__MATERIAL PROVIDED__.

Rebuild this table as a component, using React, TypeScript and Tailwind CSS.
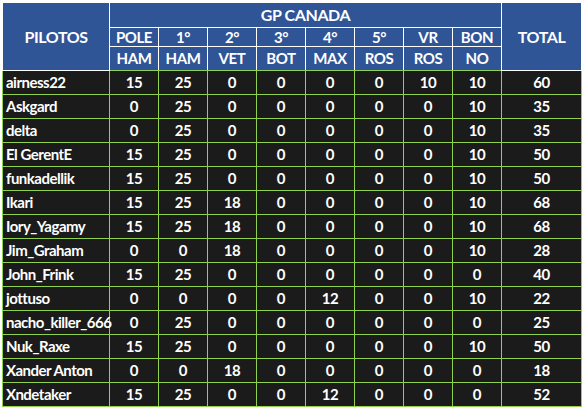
const subs = [
  ['POLE', 'HAM'],
  ['1°', 'HAM'],
  ['2°', 'VET'],
  ['3°', 'BOT'],
  ['4°', 'MAX'],
  ['5°', 'ROS'],
  ['VR', 'ROS'],
  ['BON', 'NO'],
]

const rows: [string, number[], number][] = [
  ['airness22', [15, 25, 0, 0, 0, 0, 10, 10], 60],
  ['Askgard', [0, 25, 0, 0, 0, 0, 0, 10], 35],
  ['delta', [0, 25, 0, 0, 0, 0, 0, 10], 35],
  ['El GerentE', [15, 25, 0, 0, 0, 0, 0, 10], 50],
  ['funkadellik', [15, 25, 0, 0, 0, 0, 0, 10], 50],
  ['Ikari', [15, 25, 18, 0, 0, 0, 0, 10], 68],
  ['Iory_Yagamy', [15, 25, 18, 0, 0, 0, 0, 10], 68],
  ['Jim_Graham', [0, 0, 18, 0, 0, 0, 0, 10], 28],
  ['John_Frink', [15, 25, 0, 0, 0, 0, 0, 0], 40],
  ['jottuso', [0, 0, 0, 0, 12, 0, 0, 10], 22],
  ['nacho_killer_666', [0, 25, 0, 0, 0, 0, 0, 0], 25],
  ['Nuk_Raxe', [15, 25, 0, 0, 0, 0, 0, 10], 50],
  ['Xander Anton', [0, 0, 18, 0, 0, 0, 0, 0], 18],
  ['Xndetaker', [15, 25, 0, 0, 12, 0, 0, 0], 52],
]

export default function App() {
  return (
    <div className="w-[583px] h-[409px] bg-white pt-[2px] pl-[2px] font-['Lato',sans-serif] font-bold text-white overflow-hidden tracking-[-0.4px]">
      <table className="border-collapse table-fixed w-[580px]">
        <colgroup>
          <col className="w-[107px]" />
          {subs.map((_, i) => (
            <col key={i} className="w-[49px]" />
          ))}
          <col className="w-[80px]" />
        </colgroup>
        <thead className="bg-[#2f5597]">
          <tr className="h-[25px]">
            <th rowSpan={3} className="border border-white text-[16px] leading-none">PILOTOS</th>
            <th colSpan={8} className="border border-white text-[16px] leading-none">GP CANADA</th>
            <th rowSpan={3} className="border border-white text-[16px] leading-none">TOTAL</th>
          </tr>
          <tr className="h-[19px]">
            {subs.map(([a]) => (
              <th key={a + 'a'} className="border border-white text-[15px] leading-none p-0">{a}</th>
            ))}
          </tr>
          <tr className="h-[24px]">
            {subs.map(([a, b]) => (
              <th key={a + b} className="border border-white border-b-[#92d050] text-[15px] leading-none p-0">{b}</th>
            ))}
          </tr>
        </thead>
        <tbody className="bg-[#1b1b1b]">
          {rows.map(([name, vals, total]) => (
            <tr key={name} className="h-[24px]">
              <td className="border border-[#92d050] text-[15px] leading-none pl-[3px] tracking-[-0.5px] whitespace-nowrap">{name}</td>
              {vals.map((v, i) => (
                <td key={i} className="border border-[#92d050] text-[15px] leading-none text-center">{v}</td>
              ))}
              <td className="border border-[#92d050] text-[15px] leading-none text-center">{total}</td>
            </tr>
          ))}
        </tbody>
      </table>
    </div>
  )
}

__INSTRUCTION__.
Without including any picture, repeat the data exactly.

__SOLUTION BELOW__.
Rebuild this table as a component, using React, TypeScript and Tailwind CSS.
const subs = [
  ['POLE', 'HAM'],
  ['1°', 'HAM'],
  ['2°', 'VET'],
  ['3°', 'BOT'],
  ['4°', 'MAX'],
  ['5°', 'ROS'],
  ['VR', 'ROS'],
  ['BON', 'NO'],
]

const rows: [string, number[], number][] = [
  ['airness22', [15, 25, 0, 0, 0, 0, 10, 10], 60],
  ['Askgard', [0, 25, 0, 0, 0, 0, 0, 10], 35],
  ['delta', [0, 25, 0, 0, 0, 0, 0, 10], 35],
  ['El GerentE', [15, 25, 0, 0, 0, 0, 0, 10], 50],
  ['funkadellik', [15, 25, 0, 0, 0, 0, 0, 10], 50],
  ['Ikari', [15, 25, 18, 0, 0, 0, 0, 10], 68],
  ['Iory_Yagamy', [15, 25, 18, 0, 0, 0, 0, 10], 68],
  ['Jim_Graham', [0, 0, 18, 0, 0, 0, 0, 10], 28],
  ['John_Frink', [15, 25, 0, 0, 0, 0, 0, 0], 40],
  ['jottuso', [0, 0, 0, 0, 12, 0, 0, 10], 22],
  ['nacho_killer_666', [0, 25, 0, 0, 0, 0, 0, 0], 25],
  ['Nuk_Raxe', [15, 25, 0, 0, 0, 0, 0, 10], 50],
  ['Xander Anton', [0, 0, 18, 0, 0, 0, 0, 0], 18],
  ['Xndetaker', [15, 25, 0, 0, 12, 0, 0, 0], 52],
]

export default function App() {
  return (
    <div className="w-[583px] h-[409px] bg-white pt-[2px] pl-[2px] font-['Lato',sans-serif] font-bold text-white overflow-hidden tracking-[-0.4px]">
      <table className="border-collapse table-fixed w-[580px]">
        <colgroup>
          <col className="w-[107px]" />
          {subs.map((_, i) => (
            <col key={i} className="w-[49px]" />
          ))}
          <col className="w-[80px]" />
        </colgroup>
        <thead className="bg-[#2f5597]">
          <tr className="h-[25px]">
            <th rowSpan={3} className="border border-white text-[16px] leading-none">PILOTOS</th>
            <th colSpan={8} className="border border-white text-[16px] leading-none">GP CANADA</th>
            <th rowSpan={3} className="border border-white text-[16px] leading-none">TOTAL</th>
          </tr>
          <tr className="h-[19px]">
            {subs.map(([a]) => (
              <th key={a + 'a'} className="border border-white text-[15px] leading-none p-0">{a}</th>
            ))}
          </tr>
          <tr className="h-[24px]">
            {subs.map(([a, b]) => (
              <th key={a + b} className="border border-white border-b-[#92d050] text-[15px] leading-none p-0">{b}</th>
            ))}
          </tr>
        </thead>
        <tbody className="bg-[#1b1b1b]">
          {rows.map(([name, vals, total]) => (
            <tr key={name} className="h-[24px]">
              <td className="border border-[#92d050] text-[15px] leading-none pl-[3px] tracking-[-0.5px] whitespace-nowrap">{name}</td>
              {vals.map((v, i) => (
                <td key={i} className="border border-[#92d050] text-[15px] leading-none text-center">{v}</td>
              ))}
              <td className="border border-[#92d050] text-[15px] leading-none text-center">{total}</td>
            </tr>
          ))}
        </tbody>
      </table>
    </div>
  )
}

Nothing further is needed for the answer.